▶ **COLLECTED DATA**:
◆ ◆ ◆ ◆ ◆ ◆ ◆

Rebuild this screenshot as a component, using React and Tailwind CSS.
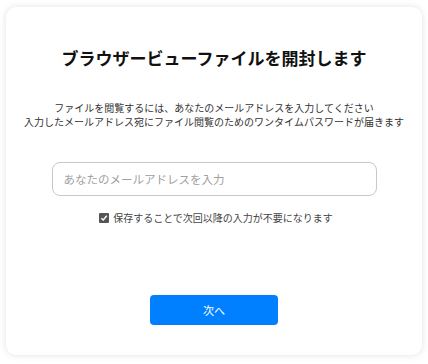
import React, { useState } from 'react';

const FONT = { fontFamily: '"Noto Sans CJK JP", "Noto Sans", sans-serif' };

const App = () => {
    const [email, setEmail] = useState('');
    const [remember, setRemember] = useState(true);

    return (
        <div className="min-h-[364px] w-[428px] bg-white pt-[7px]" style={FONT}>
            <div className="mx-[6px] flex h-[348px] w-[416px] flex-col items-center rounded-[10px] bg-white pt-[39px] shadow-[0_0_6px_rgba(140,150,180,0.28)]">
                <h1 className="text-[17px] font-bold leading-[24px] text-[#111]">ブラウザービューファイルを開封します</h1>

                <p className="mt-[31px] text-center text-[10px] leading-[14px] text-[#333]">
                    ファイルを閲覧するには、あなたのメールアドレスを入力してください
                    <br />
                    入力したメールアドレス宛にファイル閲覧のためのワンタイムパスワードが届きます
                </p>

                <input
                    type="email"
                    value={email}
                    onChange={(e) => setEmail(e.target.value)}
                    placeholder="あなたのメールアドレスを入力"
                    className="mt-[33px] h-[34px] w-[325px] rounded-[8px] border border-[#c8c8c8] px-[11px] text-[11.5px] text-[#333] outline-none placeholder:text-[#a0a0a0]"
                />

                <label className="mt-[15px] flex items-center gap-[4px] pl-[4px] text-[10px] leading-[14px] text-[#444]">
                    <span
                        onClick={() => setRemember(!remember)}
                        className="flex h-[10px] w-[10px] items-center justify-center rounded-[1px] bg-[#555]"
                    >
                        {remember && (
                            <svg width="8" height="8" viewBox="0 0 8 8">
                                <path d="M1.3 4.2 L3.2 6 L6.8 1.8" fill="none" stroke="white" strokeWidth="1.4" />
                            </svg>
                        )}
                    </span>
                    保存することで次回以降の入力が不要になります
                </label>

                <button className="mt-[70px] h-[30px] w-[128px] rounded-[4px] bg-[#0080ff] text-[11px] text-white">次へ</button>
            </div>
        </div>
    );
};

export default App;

◆ ◆ ◆ ◆ ◆ ◆ ◆

▶ **WHAT YOU ARE ASKED TO DO**:
Within the data above, count the lines that contain the string "React"; the reply is the number alone.

▶ **SOLUTION**:
2